I'm assuming this is log = ln...

[math]ln( \pi ) ~ ln( \pi x ) = ln(e) ~ ln( e x)[/math]
[math]ln( \pi ) ~ ( ln( \pi ) + ln(x) ) = ln(e) ~ (ln(e) + ln(x) )[/math]
[math]ln( \pi )~ ( ln( \pi ) + ln(x) ) = 1 \cdot (1 + ln(x) )[/math]
Now solve for ln(x) and take the exponential of it. It's not terribly hard but there's one simplification near the end that you have to spot out. Do it one little step after another.

-Dan

I can use natural logs like you did. I am not sure how to solve after you got to your last step. That is exactly where I always get hung up. I could subtract one from the right side to get ln(x) alone on the right side. After that I do not know how to get rid of the natural log.

 

[Deleted member 4993]

I can use natural logs like you did. I am not sure how to solve after you got to your last step. That is exactly where I always get hung up. I could subtract one from the right side to get ln(x) alone on the right side. After that I do not know how to get rid of the natural log.

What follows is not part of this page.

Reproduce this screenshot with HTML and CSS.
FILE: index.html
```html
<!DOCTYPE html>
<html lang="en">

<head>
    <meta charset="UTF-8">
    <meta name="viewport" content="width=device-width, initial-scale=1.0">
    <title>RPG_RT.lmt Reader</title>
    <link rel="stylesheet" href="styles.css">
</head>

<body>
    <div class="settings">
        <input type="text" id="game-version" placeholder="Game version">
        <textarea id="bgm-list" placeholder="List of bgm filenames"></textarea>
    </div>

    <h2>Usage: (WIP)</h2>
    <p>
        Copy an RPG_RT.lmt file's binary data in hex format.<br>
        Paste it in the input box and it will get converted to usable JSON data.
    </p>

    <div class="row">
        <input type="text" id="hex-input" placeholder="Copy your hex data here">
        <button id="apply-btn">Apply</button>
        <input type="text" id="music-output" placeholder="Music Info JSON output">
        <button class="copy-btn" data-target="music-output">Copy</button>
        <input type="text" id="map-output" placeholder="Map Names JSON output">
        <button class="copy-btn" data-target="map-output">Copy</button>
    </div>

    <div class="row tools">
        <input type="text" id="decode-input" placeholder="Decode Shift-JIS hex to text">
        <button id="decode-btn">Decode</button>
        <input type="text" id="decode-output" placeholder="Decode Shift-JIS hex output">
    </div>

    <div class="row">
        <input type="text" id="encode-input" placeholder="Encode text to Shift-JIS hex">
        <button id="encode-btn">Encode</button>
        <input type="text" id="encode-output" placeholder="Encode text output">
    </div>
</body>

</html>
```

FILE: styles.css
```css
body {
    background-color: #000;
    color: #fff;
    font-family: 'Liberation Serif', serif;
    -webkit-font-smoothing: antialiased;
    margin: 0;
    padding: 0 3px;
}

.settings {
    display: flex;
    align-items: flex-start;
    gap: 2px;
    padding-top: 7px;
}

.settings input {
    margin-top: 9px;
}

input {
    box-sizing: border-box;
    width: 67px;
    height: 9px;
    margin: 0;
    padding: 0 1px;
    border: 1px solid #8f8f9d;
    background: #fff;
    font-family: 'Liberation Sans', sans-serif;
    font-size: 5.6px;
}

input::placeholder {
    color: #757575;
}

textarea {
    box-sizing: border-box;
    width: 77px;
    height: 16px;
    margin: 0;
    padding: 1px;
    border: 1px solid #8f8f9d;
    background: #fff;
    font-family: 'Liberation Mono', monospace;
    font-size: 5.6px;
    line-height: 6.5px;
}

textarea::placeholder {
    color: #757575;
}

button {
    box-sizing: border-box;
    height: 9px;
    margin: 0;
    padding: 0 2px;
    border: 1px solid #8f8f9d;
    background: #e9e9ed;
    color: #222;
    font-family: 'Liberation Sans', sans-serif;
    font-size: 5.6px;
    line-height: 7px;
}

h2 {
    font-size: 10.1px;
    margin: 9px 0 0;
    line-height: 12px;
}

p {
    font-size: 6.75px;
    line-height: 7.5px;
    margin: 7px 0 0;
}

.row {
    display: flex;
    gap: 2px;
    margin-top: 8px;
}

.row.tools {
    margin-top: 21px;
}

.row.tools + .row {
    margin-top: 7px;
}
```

Why did you NOT mention this work in your first post? If you had, you would have been lot nearer to the solution!!!

Next step is to distribute both sides and factor out ln(x).

Please share your work.

 

[mowgli8798]

Okay. After distributing I have ln(pi)^2+ln(pi)*ln(x) = 1 + ln(x). I am not sure how I would factor out x here with the natural logs. Very new to working with logarithms.

 

[mowgli8798]

Okay. After distributing I have ln(pi)^2+ln(pi)*ln(x) = 1 + ln(x). I am not sure how I would factor out x here with the natural logs. Very new to working with logarithms.

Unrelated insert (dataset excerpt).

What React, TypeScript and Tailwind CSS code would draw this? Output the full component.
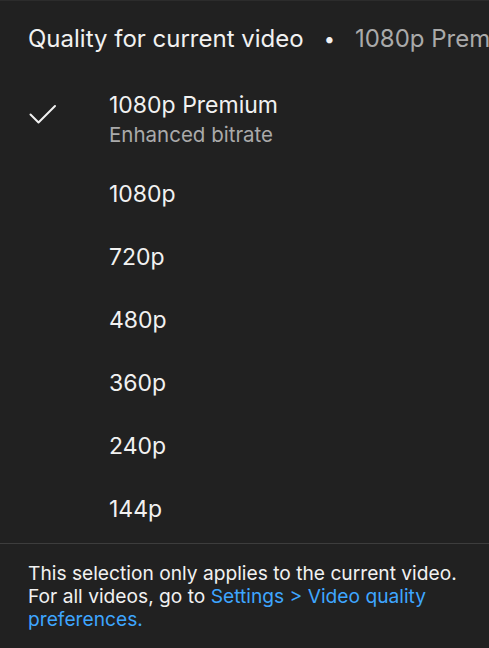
import React from "react";

const options = ["1080p", "720p", "480p", "360p", "240p", "144p"];

export default function App() {
  return (
    <div
      className="w-[489px] h-[648px] bg-[#212121] text-[#f1f1f1] overflow-hidden flex flex-col border-t border-[#2c2c2c]"
      style={{ fontFamily: "Inter, 'Noto Sans', sans-serif" }}
    >
      <div className="flex items-center whitespace-nowrap pl-[28px] pt-[16px] h-[60px] text-[24px]">
        <span className="text-[#f1f1f1]">Quality for current video</span>
        <span className="mx-[20px] text-[#f1f1f1] text-[20px]">•</span>
        <span className="text-[#aaaaaa]">1080p Premium</span>
      </div>

      <div className="flex flex-col pt-[29px]">
        <div className="flex items-start h-[73px]">
          <div className="w-[109px] pl-[29px] pt-[12px]">
            <svg width="28" height="24" viewBox="0 0 28 24" fill="none">
              <path d="M1.5 12.5 L9.5 20.5 L26 4" stroke="#f1f1f1" strokeWidth="2" strokeLinecap="round" strokeLinejoin="round" />
            </svg>
          </div>
          <div className="flex flex-col">
            <span className="text-[23px] leading-[30px]">1080p Premium</span>
            <span className="text-[20.5px] leading-[30px] text-[#aaaaaa]">Enhanced bitrate</span>
          </div>
        </div>
        {options.map((o) => (
          <div key={o} className="flex items-center h-[63px] pl-[109px] text-[23px]">
            {o}
          </div>
        ))}
      </div>

      <div className="mt-[2px] border-t border-[#3d3d3d]" />
      <div className="pl-[28px] pr-[24px] pt-[18px] text-[19.2px] leading-[23px] text-[#f1f1f1]">
        This selection only applies to the current video.
        <br />
        For all videos, go to{" "}
        <span className="text-[#3ea6ff]">Settings &gt; Video quality preferences.</span>
      </div>
    </div>
  );
}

if I factor x out of the left side I get [MATH]ln(x)(ln(pi)^2/ln(x)+ln(pi))[/MATH]I divide both sides by x and
I get stuck here: [MATH]ln(pi)^2 / ln(x) + ln(pi) = 1 / ln(x) + 1[/MATH]

 

[Deleted member 4993]

Okay. After distributing I have ln(pi)^2+ln(pi)*ln(x) = 1 + ln(x). I am not sure how I would factor out x here with the natural logs. Very new to working with logarithms.

[ln(pi)]^2+ln(pi)*ln(x) = 1 + ln(x)

ln(π} * ln(x) - ln(x) = 1 - [ln(π)]^2

ln(x) * [ln(π} - 1] = 1 - [ln(π)]^2...................edited...extra * removed

remember

a^2 - b^2 = (a + b) * (a - b)

continue

 

[mowgli8798]

Ok I have proceeded a bit farther. And wanted to double check that I am doing the right operations.

I divided both sides by -ln(pi), and got [MATH]ln(x) = 1 / ln(pi) + ln(pi) [/MATH]
I can tell that I am getting a lot closer. But I again ran into the situation of where I do not know how to resolve the ln. I need to turn ln(x) into x without a bunch of decimals.

 

[Cubist]

ln(π} * ln(x) - ln(x) = 1 - [ln(π)]^2

ln(x) * [ln(π} * - 1] = 1 - [ln(π)]^2

There's a typo on the second line above, the second * is incorrect, so the line should read

ln(x) * [ln(π} - 1] = 1 - [ln(π)]^2

AND @mowgli8798 here's an extra hint that might enable you to use @Subhotosh Khan 's advice right at the end of post#9

ln(x) * [ln(π} - 1] = 1^2 - [ln(π)]^2

 

[mowgli8798]

In this case a = ln(pi) and b = 1? I am still working through this one, but I am having a hard time applying a^2 - b^2

 

[Steven G]

Whenever you have one thing squared - another thing squared you always get (one thing - another thing)(one thing + another thing)
You have 1² - [ln(π)]² so subtract the terms being squared and multiply that by the sum of the terms being squared. Do not let what the terms are bother you. Subtract then and add them!